L'aspect humaniste de la santé devrait passer avant l'argent !
Intervention du Dr Pierre Chevallier, Anesthésiste à l'hôpital de Ste Affrique et membre du CA de la coordination
Après avoir rappelé toutes les luttes, il relate la diffamation dont cet hôpital symbolique a été victime l'été 2007.
Après une évaluation « bizarre » sur 60 dossiers, la presse titre le 19 juillet sur « 6 décés sur 12 à l'hôpital de Ste Affrique ». Une situation humainement extrêmemnt difficile à vivre pour l'ensemble des professionnels de l'hôpital.
La réaction de la population , des élus et des hospitaliers a été très vive. Les hospitaliers ont donné les éléments dans la transparence sur les différents points évoqués. La population a réaffirmé sa confiance à l'hôpital. (cf les éléments sur le site dosier Saint-Affrique)

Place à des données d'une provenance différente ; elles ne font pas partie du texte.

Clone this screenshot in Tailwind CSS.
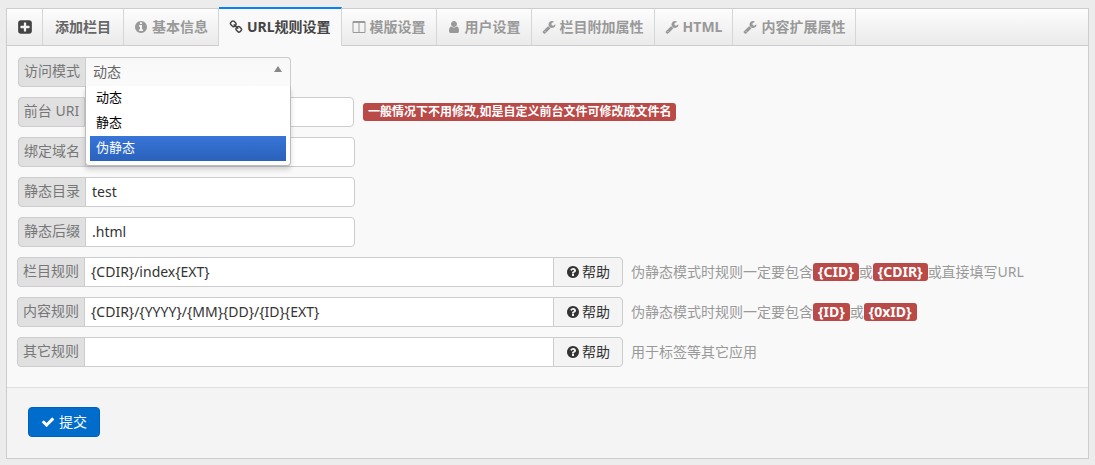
<!DOCTYPE html>
<html lang="zh-CN">
<head>
<meta charset="utf-8">
<title>添加栏目</title>
<script src="https://cdn.jsdelivr.net/npm/@tailwindcss/browser@4"></script>
</head>
<body class="min-h-screen bg-[#ececec] px-[6px] pt-2 pb-[6px] font-['Noto_Sans','Noto_Sans_CJK_SC',sans-serif] text-sm leading-5 text-[#333]">
<svg class="hidden" aria-hidden="true">
  <symbol id="plus" viewBox="0 0 1792 1792"><path d="M1408 960v-128q0-26-19-45t-45-19h-320v-320q0-26-19-45t-45-19h-128q-26 0-45 19t-19 45v320h-320q-26 0-45 19t-19 45v128q0 26 19 45t45 19h320v320q0 26 19 45t45 19h128q26 0 45-19t19-45v-320h320q26 0 45-19t19-45zm256-544v960q0 119-84.500 203.500t-203.500 84.500h-960q-119 0-203.500-84.500t-84.500-203.500v-960q0-119 84.500-203.500t203.500-84.500h960q119 0 203.500 84.500t84.500 203.500z"/></symbol>
  <symbol id="info" viewBox="0 0 1792 1792"><path d="M1152 1376v-160q0-14-9-23t-23-9h-96v-512q0-14-9-23t-23-9h-320q-14 0-23 9t-9 23v160q0 14 9 23t23 9h96v320h-96q-14 0-23 9t-9 23v160q0 14 9 23t23 9h448q14 0 23-9t9-23zm-128-896v-160q0-14-9-23t-23-9h-192q-14 0-23 9t-9 23v160q0 14 9 23t23 9h192q14 0 23-9t9-23zm640 416q0 209-103 385.500t-279.500 279.500-385.500 103-385.500-103-279.500-279.500-103-385.500 103-385.500 279.500-279.500 385.500-103 385.500 103 279.500 279.500 103 385.500z"/></symbol>
  <symbol id="link" viewBox="0 0 1792 1792"><path d="M1520 1216q0-40-28-68l-208-208q-28-28-68-28-42 0-72 32 3 3 19 18.500t21.500 21.500 15 19 13 25.500 3.500 27.500q0 40-28 68t-68 28q-15 0-27.500-3.500t-25.500-13-19-15-21.500-21.500-18.500-19q-33 31-33 73 0 40 28 68l206 207q27 27 68 27 40 0 68-26l147-146q28-28 28-67zm-703-705q0-40-28-68l-206-207q-28-28-68-28-39 0-68 27l-147 146q-28 28-28 67 0 40 28 68l208 208q27 27 68 27 42 0 72-31-3-3-19-18.500t-21.500-21.500-15-19-13-25.500-3.500-27.500q0-40 28-68t68-28q15 0 27.500 3.500t25.500 13 19 15 21.500 21.500 18.500 19q33-31 33-73zm895 705q0 120-85 203l-147 146q-83 83-203 83-121 0-204-85l-206-207q-83-83-83-203 0-123 88-209l-88-88q-86 88-208 88-120 0-204-84l-208-208q-84-84-84-204t85-203l147-146q83-83 203-83 121 0 204 85l206 207q83 83 83 203 0 123-88 209l88 88q86-88 208-88 120 0 204 84l208 208q84 84 84 204z"/></symbol>
  <symbol id="columns" viewBox="0 0 1792 1792"><path d="M224 1536h608v-1152h-640v1120q0 13 9.500 22.500t22.500 9.500zm1376-32v-1120h-640v1152h608q13 0 22.500-9.500t9.500-22.500zm128-1216v1216q0 66-47 113t-113 47h-1344q-66 0-113-47t-47-113v-1216q0-66 47-113t113-47h1344q66 0 113 47t47 113z"/></symbol>
  <symbol id="user" viewBox="0 0 1792 1792"><path d="M1536 1399q0 109-62.500 187t-150.500 78h-854q-88 0-150.500-78t-62.500-187q0-85 8.500-160.500t31.500-152 58.500-131 94-89 134.500-34.500q131 128 313 128t313-128q76 0 134.500 34.500t94 89 58.500 131 31.500 152 8.500 160.500zm-256-887q0 159-112.500 271.500t-271.500 112.500-271.500-112.500-112.500-271.500 112.500-271.500 271.500-112.500 271.500 112.500 112.500 271.500z"/></symbol>
  <symbol id="wrench" viewBox="0 0 1792 1792"><path d="M448 1472q0-26-19-45t-45-19-45 19-19 45 19 45 45 19 45-19 19-45zm644-420l-682 682q-37 37-90 37-52 0-91-37l-106-108q-38-36-38-90 0-53 38-91l681-681q39 98 114.500 173.500t173.500 114.500zm634-435q0 39-23 106-47 134-164.500 217.500t-258.500 83.500q-185 0-316.500-131.500t-131.500-316.500 131.500-316.500 316.500-131.500q58 0 121.500 16.500t107.500 46.500q16 11 16 28t-16 28l-293 169v224l193 107q5-3 79-48.500t135.500-81 70.500-35.500q15 0 23.500 10t8.500 25z"/></symbol>
  <symbol id="question" viewBox="0 0 1792 1792"><path d="M1024 1376v-192q0-14-9-23t-23-9h-192q-14 0-23 9t-9 23v192q0 14 9 23t23 9h192q14 0 23-9t9-23zm256-672q0-88-55.500-163t-138.500-116-170-41q-243 0-371 213-15 24 8 42l132 100q7 6 19 6 16 0 25-12 53-68 86-92 34-24 86-24 48 0 85.500 26t37.500 59q0 38-20 61t-68 45q-63 28-115.500 86.500t-52.500 125.500v36q0 14 9 23t23 9h192q14 0 23-9t9-23q0-19 21.500-49.500t54.500-49.500q32-18 49-28.500t46-35 44.500-48 28-60.500 12.500-81zm384 192q0 209-103 385.500t-279.500 279.500-385.500 103-385.500-103-279.500-279.500-103-385.500 103-385.500 279.500-279.500 385.500-103 385.500 103 279.500 279.500 103 385.500z"/></symbol>
  <symbol id="check" viewBox="0 0 1792 1792"><path d="M1671 566q0 40-28 68l-724 724-136 136q-28 28-68 28t-68-28l-136-136-362-362q-28-28-28-68t28-68l136-136q28-28 68-28t68 28l294 295 656-657q28-28 68-28t68 28l136 136q28 28 28 68z"/></symbol>
</svg>
<main class="border border-[#cdcdcd] bg-[#f9f9f9]">
  <header class="flex h-[37px] border-b border-[#cdcdcd] bg-linear-to-b from-[#fdfdfd] to-[#eaeaea] font-bold text-[#999]">
    <span class="flex w-9 items-center justify-center border-r border-[#d6d6d6] text-[#444]"><svg class="size-4 fill-current"><use href="#plus"/></svg></span>
    <h1 class="flex items-center border-r border-[#d6d6d6] px-3 text-[#666]">添加栏目</h1>
    <nav class="flex">
      <a href="#base" class="flex items-center gap-1 border-r border-[#d6d6d6] px-[10px]"><svg class="size-[14px] fill-current"><use href="#info"/></svg>基本信息</a>
      <a href="#url" aria-current="page" class="-mt-[2px] -mb-px flex items-center gap-1 border-t-2 border-r border-t-[#0a80f5] border-r-[#d6d6d6] bg-[#f9f9f9] px-[10px] pb-px text-[#444]"><svg class="size-[14px] fill-current"><use href="#link"/></svg>URL规则设置</a>
      <a href="#template" class="flex items-center gap-1 border-r border-[#d6d6d6] px-[10px]"><svg class="size-[14px] fill-current"><use href="#columns"/></svg>模版设置</a>
      <a href="#user-settings" class="flex items-center gap-1 border-r border-[#d6d6d6] px-[10px]"><svg class="size-[14px] fill-current"><use href="#user"/></svg>用户设置</a>
      <a href="#attributes" class="flex items-center gap-1 border-r border-[#d6d6d6] px-[10px]"><svg class="size-[14px] fill-current"><use href="#wrench"/></svg>栏目附加属性</a>
      <a href="#html" class="flex items-center gap-1 border-r border-[#d6d6d6] px-[10px]"><svg class="size-[14px] fill-current"><use href="#wrench"/></svg>HTML</a>
      <a href="#extended" class="flex items-center gap-1 border-r border-[#d6d6d6] px-[10px]"><svg class="size-[14px] fill-current"><use href="#wrench"/></svg>内容扩展属性</a>
    </nav>
  </header>
  <form>
    <div class="flex flex-col gap-[10px] px-[11px] pt-[11px] pb-5">
      <div class="flex">
        <label for="mode" class="h-[30px] w-[68px] rounded-l border border-[#ccc] bg-[#e0e0e0] pt-[3px] text-center whitespace-nowrap text-[#777]">访问模式</label>
        <div class="relative -ml-px w-[206px]">
          <select id="mode" class="h-[30px] w-full appearance-none rounded-tr border border-b-0 border-[#ccc] bg-linear-to-b from-[#f8f8f8] to-[#fbfbfb] px-[7px] pb-[2px] text-[#666]"><option>动态</option><option>静态</option><option>伪静态</option></select>
          <svg class="pointer-events-none absolute top-[9px] right-[9px] h-[6px] w-2 fill-[#888]" viewBox="0 0 8 6"><path d="M4 0 8 6H0z"/></svg>
          <ul role="listbox" aria-label="访问模式" class="absolute inset-x-0 top-[29px] z-10 rounded-b border border-t-0 border-[#bbb] bg-white px-1 pb-1 text-[13px] text-black shadow-[0_4px_5px_rgba(0,0,0,0.15)]">
            <li role="option" class="h-[25px] px-[6px] pt-px">动态</li>
            <li role="option" class="h-[25px] px-[6px] pt-px">静态</li>
            <li role="option" aria-selected="true" class="h-[25px] bg-linear-to-b from-[#3875d7] to-[#2a62bc] px-[6px] pt-px text-white">伪静态</li>
          </ul>
        </div>
      </div>
      <div class="flex items-center">
        <label for="uri" class="h-[30px] w-[67px] rounded-l border border-[#ccc] bg-[#e0e0e0] pt-[3px] text-center whitespace-nowrap text-[#777]">前台 URI</label>
        <input id="uri" class="-ml-px h-[30px] w-[270px] rounded-r border border-[#ccc] bg-white px-[6px] pb-[2px]">
        <span class="ml-[9px] rounded-[3px] bg-[#b94a48] px-[5px] text-xs leading-[18px] font-bold text-white">一般情况下不用修改,如是自定义前台文件可修改成文件名</span>
      </div>
      <div class="flex">
        <label for="domain" class="h-[30px] w-[68px] rounded-l border border-[#ccc] bg-[#e0e0e0] pt-[3px] text-center whitespace-nowrap text-[#777]">绑定域名</label>
        <input id="domain" class="-ml-px h-[30px] w-[270px] rounded-r border border-[#ccc] bg-white px-[6px] pb-[2px]">
      </div>
      <div class="flex">
        <label for="dir" class="h-[30px] w-[68px] rounded-l border border-[#ccc] bg-[#e0e0e0] pt-[3px] text-center whitespace-nowrap text-[#777]">静态目录</label>
        <input id="dir" value="test" class="-ml-px h-[30px] w-[270px] rounded-r border border-[#ccc] bg-white px-[6px] pb-[2px]">
      </div>
      <div class="flex">
        <label for="ext" class="h-[30px] w-[68px] rounded-l border border-[#ccc] bg-[#e0e0e0] pt-[3px] text-center whitespace-nowrap text-[#777]">静态后缀</label>
        <input id="ext" value=".html" class="-ml-px h-[30px] w-[270px] rounded-r border border-[#ccc] bg-white px-[6px] pb-[2px]">
      </div>
      <div class="-ml-px flex items-center">
        <label for="category" class="h-[30px] w-[68px] rounded-l border border-[#ccc] bg-[#e0e0e0] pt-[3px] text-center whitespace-nowrap text-[#777]">栏目规则</label>
        <input id="category" value="{CDIR}/index{EXT}" class="-ml-px h-[30px] w-[470px] border border-[#ccc] bg-white px-[6px] pb-[2px]">
        <button type="button" class="-ml-px flex h-[30px] w-[70px] items-center justify-center gap-[2px] rounded-r border border-[#ccc] bg-[#f4f4f4]"><svg class="size-[14px] fill-current"><use href="#question"/></svg>帮助</button>
        <p class="ml-2 flex items-center text-[#999]">伪静态模式时规则一定要包含<b class="rounded-[3px] bg-[#b94a48] px-[5px] leading-[18px] text-white">{CID}</b>或<b class="rounded-[3px] bg-[#b94a48] px-[5px] leading-[18px] text-white">{CDIR}</b>或直接填写URL</p>
      </div>
      <div class="-ml-px flex items-center">
        <label for="content" class="h-[30px] w-[68px] rounded-l border border-[#ccc] bg-[#e0e0e0] pt-[3px] text-center whitespace-nowrap text-[#777]">内容规则</label>
        <input id="content" value="{CDIR}/{YYYY}/{MM}{DD}/{ID}{EXT}" class="-ml-px h-[30px] w-[470px] border border-[#ccc] bg-white px-[6px] pb-[2px]">
        <button type="button" class="-ml-px flex h-[30px] w-[70px] items-center justify-center gap-[2px] rounded-r border border-[#ccc] bg-[#f4f4f4]"><svg class="size-[14px] fill-current"><use href="#question"/></svg>帮助</button>
        <p class="ml-2 flex items-center text-[#999]">伪静态模式时规则一定要包含<b class="rounded-[3px] bg-[#b94a48] px-[5px] leading-[18px] text-white">{ID}</b>或<b class="rounded-[3px] bg-[#b94a48] px-[5px] leading-[18px] text-white">{0xID}</b></p>
      </div>
      <div class="-ml-px flex items-center">
        <label for="other" class="h-[30px] w-[68px] rounded-l border border-[#ccc] bg-[#e0e0e0] pt-[3px] text-center whitespace-nowrap text-[#777]">其它规则</label>
        <input id="other" class="-ml-px h-[30px] w-[470px] border border-[#ccc] bg-white px-[6px] pb-[2px]">
        <button type="button" class="-ml-px flex h-[30px] w-[70px] items-center justify-center gap-[2px] rounded-r border border-[#ccc] bg-[#f4f4f4]"><svg class="size-[14px] fill-current"><use href="#question"/></svg>帮助</button>
        <p class="ml-2 text-[#999]">用于标签等其它应用</p>
      </div>
    </div>
    <footer class="border-t border-[#e0e0e0] bg-[#f4f4f4] px-[21px] pt-[19px] pb-[21px]">
      <button type="submit" class="flex h-[30px] items-center gap-1 rounded border border-[#0060b8] bg-[#006dcc] px-3 text-white"><svg class="size-[14px] fill-current"><use href="#check"/></svg>提交</button>
    </footer>
  </form>
</main>
</body>
</html>
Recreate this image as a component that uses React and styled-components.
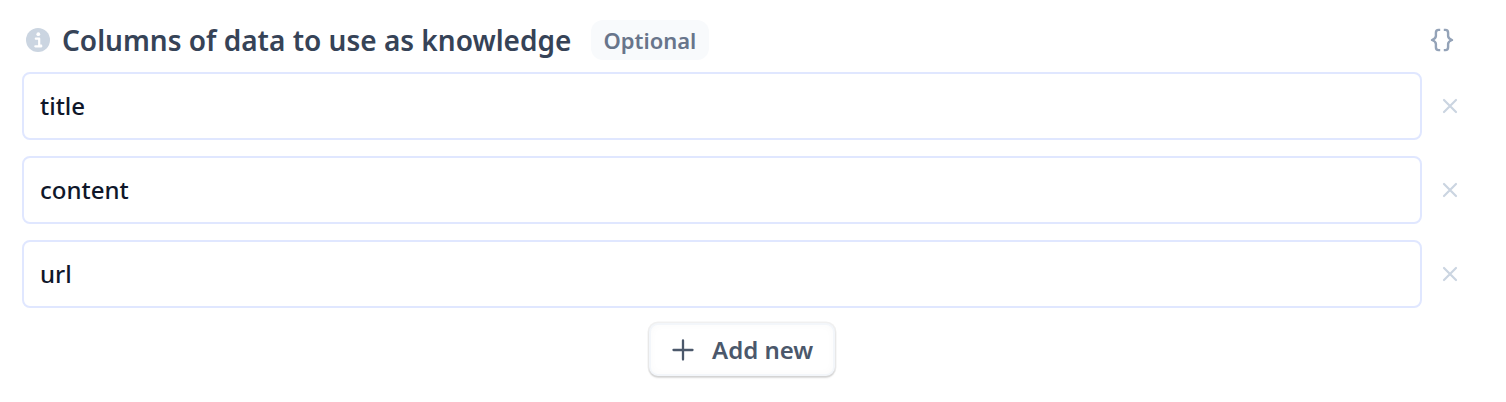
import React from 'react';
import styled, { createGlobalStyle } from 'styled-components';

const Global = createGlobalStyle`
  *, *::before, *::after { box-sizing: border-box; }
  body { margin: 0; background: #fff; font-family: "Noto Sans", sans-serif; }
  button, input { font-family: inherit; }
`;

const Panel = styled.section`
  display: flex;
  flex-direction: column;
  width: 1506px;
  height: 402px;
  padding: 20px 46px 0 22px;
`;

const Header = styled.header`
  display: flex;
  align-items: center;
  height: 40px;
  margin-bottom: 12px;
  padding: 0 6px 0 4px;
`;

const Title = styled.h2`
  margin: 0 20px 0 12px;
  font-size: 28px;
  line-height: 40px;
  font-weight: 600;
  color: #364357;
  white-space: nowrap;
`;

const Badge = styled.span`
  height: 40px;
  padding: 0 13px 0 12px;
  border-radius: 12px;
  background: #f8fafc;
  color: #68758b;
  font-size: 22px;
  font-weight: 600;
  line-height: 41px;
`;

const IconButton = styled.button`
  display: flex;
  padding: 0;
  border: 0;
  background: none;
  color: ${(p) => p.$color};
  margin-left: ${(p) => p.$gap};
`;

const Rows = styled.div`
  display: flex;
  flex-direction: column;
  gap: 16px;
`;

const Row = styled.div`
  display: flex;
  align-items: center;
`;

const Field = styled.input`
  width: 1400px;
  height: 68px;
  padding: 0 16px 2px;
  border: 2px solid #e0e7ff;
  border-radius: 8px;
  background: #fff;
  color: #0f172a;
  font-size: 24px;
  font-weight: 500;
  outline: none;
`;

const AddButton = styled.button`
  display: flex;
  align-items: center;
  align-self: center;
  width: 186px;
  height: 53px;
  margin: 15px 0 0 2px;
  padding: 0 0 0 21px;
  gap: 18px;
  border: 2px solid #f3f6fa;
  border-radius: 9px;
  background: #fff;
  color: #4b586b;
  font-size: 24px;
  font-weight: 600;
  line-height: 32px;
  box-shadow: inset 0 0 8px rgba(0, 0, 0, 0.025), 0 0 0 1.5px rgba(0, 0, 0, 0.06), 0 2px 2px rgba(0, 0, 0, 0.12);
`;

const Label = styled.span`
  padding-top: 1px;
`;

const InfoIcon = () => (
  <svg width="24" height="24" viewBox="0 0 24 24">
    <circle cx="12" cy="12" r="12" fill="#cbd5e1" />
    <circle cx="12.3" cy="6.2" r="1.9" fill="#fff" />
    <path d="M9.8 10.7h3.4v7h2M9.3 18.3h6" fill="none" stroke="#fff" strokeWidth="2.2" strokeLinecap="round" strokeLinejoin="round" />
  </svg>
);

const BracesIcon = () => (
  <svg width="24" height="24" viewBox="0 0 24 24" fill="none" stroke="currentColor" strokeWidth="2.4" strokeLinejoin="round">
    <path d="M10.2 1.9H8.5Q5.9 1.9 5.9 4.7V8Q5.9 10.5 2 12Q5.9 13.5 5.9 16v3.3Q5.9 22.1 8.5 22.1h1.7" />
    <path d="M13.8 1.9h1.7Q18.1 1.9 18.1 4.7V8Q18.1 10.5 22 12Q18.1 13.5 18.1 16v3.3Q18.1 22.1 15.5 22.1h-1.7" />
  </svg>
);

const CloseIcon = () => (
  <svg width="16" height="16" viewBox="0 0 16 16" fill="none" stroke="currentColor" strokeWidth="2.2" strokeLinecap="round">
    <path d="M2 2l12 12M14 2L2 14" />
  </svg>
);

const PlusIcon = () => (
  <svg width="22" height="22" viewBox="0 0 22 22" fill="none" stroke="currentColor" strokeWidth="2.3" strokeLinecap="round">
    <path d="M11 1.5v19M1.5 11h19" />
  </svg>
);

const columns = ['title', 'content', 'url'];

export default function App() {
  return (
    <>
      <Global />
      <Panel>
        <Header>
          <InfoIcon />
          <Title>Columns of data to use as knowledge</Title>
          <Badge>Optional</Badge>
          <IconButton $color="#94a3b8" $gap="auto" aria-label="Insert variable"><BracesIcon /></IconButton>
        </Header>
        <Rows>
          {columns.map((name) => (
            <Row key={name}>
              <Field defaultValue={name} />
              <IconButton $color="#cbd5e1" $gap="20px" aria-label={`Remove ${name}`}><CloseIcon /></IconButton>
            </Row>
          ))}
        </Rows>
        <AddButton><PlusIcon /><Label>Add new</Label></AddButton>
      </Panel>
    </>
  );
}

Malgrè cela, depuis début aout, il n'y a plus de chirurgie lourde à Ste Affrique et l'Agence Régionale d'Hospitalisation n'a toujours pas précisé ce qu'il est possible de faire ou pas comme actes chirurgicaux ...
Intervention d'André LACHARD Coprésident de la coordination
Tout le territoire est touché: Ivry, Pithiviers, Clamecy, Valréas...
Souvent, on ne ferme pas un établissement mais on ne lui donne pas les moyens de fonctionner.La disparition d'un service déséquilibre l'établissement et par effet domino tout disparaitra.
Les élus sont déconsidérés par les Agences Régionales d' Hospitalisation : c'est un déni de démocratie.
Les personnels hospitaliers sont fatigués.
On constate un éloignement des soins et il n'existe pas de moyens de transport adapté
Une riche discussion s'est ensuite engagée avec la salle.